REQUEST
Write out the material exactly, leaving every picture behind.

DATASET CONTENT
——————

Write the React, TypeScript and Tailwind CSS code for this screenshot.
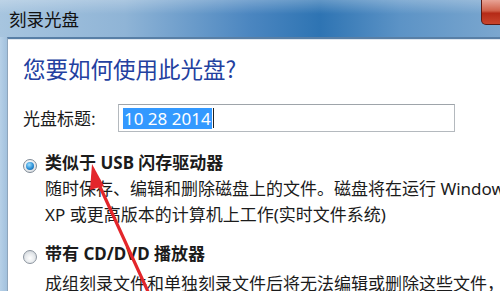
export default function App() {
  return (
    <div className="relative w-[500px] h-[291px] overflow-hidden bg-[#a9c8e3] font-['Noto_Sans','Noto_Sans_CJK_SC',sans-serif] text-[#1b1b1b]">
      {/* title bar */}
      <div className="relative flex h-[37px] items-start bg-[linear-gradient(90deg,#a7c5df_0%,#8fb4d6_25%,#4b86c0_50%,#2e74b3_64%,#5c93c6_80%,#7ba7cf_100%)]">
        <div className="absolute inset-x-0 top-0 h-[14px] bg-[linear-gradient(180deg,rgba(255,255,255,0.25),rgba(255,255,255,0))]" />
        <span className="relative ml-[9px] mt-[7px] font-['Noto_Sans_CJK_SC',sans-serif] text-[17.5px] leading-[24px] text-[#111]">刻录光盘</span>
        <div className="relative ml-auto mr-[-24px] h-[25px] w-[43px] rounded-b-[5px] border border-t-0 border-[#5a1a14] bg-[linear-gradient(180deg,#e8a395_0%,#d0614a_45%,#b52a17_55%,#c9452d_100%)]" />
      </div>
      {/* body */}
      <div className="flex h-[254px]">
        <div className="w-[7px] shrink-0 bg-[linear-gradient(90deg,#b6d0e7,#a2c1dd)]" />
        <div className="flex-1 border-l border-t-2 border-l-[#8ea5bb] border-t-[#587fa6] bg-white">
          <div className="h-full border-t border-[#dfe7ef] pl-[15px]">
            <div className="mt-[13px] font-['Noto_Sans_CJK_SC',sans-serif] text-[22.5px] leading-[30px] text-[#2340a0] whitespace-nowrap">您要如何使用此光盘?</div>
            <div className="mt-[21px] flex items-center">
              <span className="w-[95px] font-['Noto_Sans_CJK_SC',sans-serif] text-[17px] leading-[24px]">光盘标题:</span>
              <div className="flex h-[28px] w-[337px] items-center border border-[#b4b9be] border-t-[#9ea4aa] pl-[4px]">
                <span className="bg-[#3399ff] px-[1px] text-[17px] leading-[21px] text-white">10 28 2014</span>
                <span className="ml-[1px] h-[20px] w-[1px] bg-[#222]" />
              </div>
            </div>
            <div className="mt-[19px] flex items-center">
              <span className="mt-[6px] flex h-[14px] w-[14px] items-center justify-center rounded-full border border-[#7f8a96] bg-[radial-gradient(circle_at_40%_35%,#ffffff,#d4d9de)]">
                <span className="h-[8px] w-[8px] rounded-full bg-[radial-gradient(circle_at_40%_35%,#9fe0ff_0%,#2a8fd6_55%,#124e8c_100%)]" />
              </span>
              <span className="ml-[8px] text-[17px] font-bold leading-[24px] whitespace-nowrap">类似于 USB 闪存驱动器</span>
            </div>
            <div className="ml-[22px] mt-[1px] text-[17px] leading-[26px] whitespace-nowrap">
              <div>随时保存、编辑和删除磁盘上的文件。磁盘将在运行 Windows</div>
              <div>XP 或更高版本的计算机上工作(实时文件系统)</div>
            </div>
            <div className="mt-[14px] flex items-center">
              <span className="mt-[6px] h-[14px] w-[14px] rounded-full border border-[#8c959f] bg-[radial-gradient(circle_at_50%_60%,#ffffff_0%,#e6e9ec_50%,#c2c8ce_100%)]" />
              <span className="ml-[8px] text-[17px] font-bold leading-[24px] whitespace-nowrap">带有 CD/DVD 播放器</span>
            </div>
            <div className="ml-[22px] mt-[5px] text-[17px] leading-[26px] whitespace-nowrap">成组刻录文件和单独刻录文件后将无法编辑或删除这些文件，</div>
          </div>
        </div>
      </div>
      {/* red arrow overlay */}
      <svg className="pointer-events-none absolute left-0 top-0 z-10" width="500" height="291" viewBox="0 0 500 291">
        <line x1="150" y1="296" x2="96" y2="178" stroke="#e3262b" strokeWidth="3.2" strokeLinecap="round" />
        <polygon points="92,164 104,186 90,190" fill="#e3262b" />
      </svg>
    </div>
  );
}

——————

THE RESPONSE
Write the React, TypeScript and Tailwind CSS code for this screenshot.
export default function App() {
  return (
    <div className="relative w-[500px] h-[291px] overflow-hidden bg-[#a9c8e3] font-['Noto_Sans','Noto_Sans_CJK_SC',sans-serif] text-[#1b1b1b]">
      {/* title bar */}
      <div className="relative flex h-[37px] items-start bg-[linear-gradient(90deg,#a7c5df_0%,#8fb4d6_25%,#4b86c0_50%,#2e74b3_64%,#5c93c6_80%,#7ba7cf_100%)]">
        <div className="absolute inset-x-0 top-0 h-[14px] bg-[linear-gradient(180deg,rgba(255,255,255,0.25),rgba(255,255,255,0))]" />
        <span className="relative ml-[9px] mt-[7px] font-['Noto_Sans_CJK_SC',sans-serif] text-[17.5px] leading-[24px] text-[#111]">刻录光盘</span>
        <div className="relative ml-auto mr-[-24px] h-[25px] w-[43px] rounded-b-[5px] border border-t-0 border-[#5a1a14] bg-[linear-gradient(180deg,#e8a395_0%,#d0614a_45%,#b52a17_55%,#c9452d_100%)]" />
      </div>
      {/* body */}
      <div className="flex h-[254px]">
        <div className="w-[7px] shrink-0 bg-[linear-gradient(90deg,#b6d0e7,#a2c1dd)]" />
        <div className="flex-1 border-l border-t-2 border-l-[#8ea5bb] border-t-[#587fa6] bg-white">
          <div className="h-full border-t border-[#dfe7ef] pl-[15px]">
            <div className="mt-[13px] font-['Noto_Sans_CJK_SC',sans-serif] text-[22.5px] leading-[30px] text-[#2340a0] whitespace-nowrap">您要如何使用此光盘?</div>
            <div className="mt-[21px] flex items-center">
              <span className="w-[95px] font-['Noto_Sans_CJK_SC',sans-serif] text-[17px] leading-[24px]">光盘标题:</span>
              <div className="flex h-[28px] w-[337px] items-center border border-[#b4b9be] border-t-[#9ea4aa] pl-[4px]">
                <span className="bg-[#3399ff] px-[1px] text-[17px] leading-[21px] text-white">10 28 2014</span>
                <span className="ml-[1px] h-[20px] w-[1px] bg-[#222]" />
              </div>
            </div>
            <div className="mt-[19px] flex items-center">
              <span className="mt-[6px] flex h-[14px] w-[14px] items-center justify-center rounded-full border border-[#7f8a96] bg-[radial-gradient(circle_at_40%_35%,#ffffff,#d4d9de)]">
                <span className="h-[8px] w-[8px] rounded-full bg-[radial-gradient(circle_at_40%_35%,#9fe0ff_0%,#2a8fd6_55%,#124e8c_100%)]" />
              </span>
              <span className="ml-[8px] text-[17px] font-bold leading-[24px] whitespace-nowrap">类似于 USB 闪存驱动器</span>
            </div>
            <div className="ml-[22px] mt-[1px] text-[17px] leading-[26px] whitespace-nowrap">
              <div>随时保存、编辑和删除磁盘上的文件。磁盘将在运行 Windows</div>
              <div>XP 或更高版本的计算机上工作(实时文件系统)</div>
            </div>
            <div className="mt-[14px] flex items-center">
              <span className="mt-[6px] h-[14px] w-[14px] rounded-full border border-[#8c959f] bg-[radial-gradient(circle_at_50%_60%,#ffffff_0%,#e6e9ec_50%,#c2c8ce_100%)]" />
              <span className="ml-[8px] text-[17px] font-bold leading-[24px] whitespace-nowrap">带有 CD/DVD 播放器</span>
            </div>
            <div className="ml-[22px] mt-[5px] text-[17px] leading-[26px] whitespace-nowrap">成组刻录文件和单独刻录文件后将无法编辑或删除这些文件，</div>
          </div>
        </div>
      </div>
      {/* red arrow overlay */}
      <svg className="pointer-events-none absolute left-0 top-0 z-10" width="500" height="291" viewBox="0 0 500 291">
        <line x1="150" y1="296" x2="96" y2="178" stroke="#e3262b" strokeWidth="3.2" strokeLinecap="round" />
        <polygon points="92,164 104,186 90,190" fill="#e3262b" />
      </svg>
    </div>
  );
}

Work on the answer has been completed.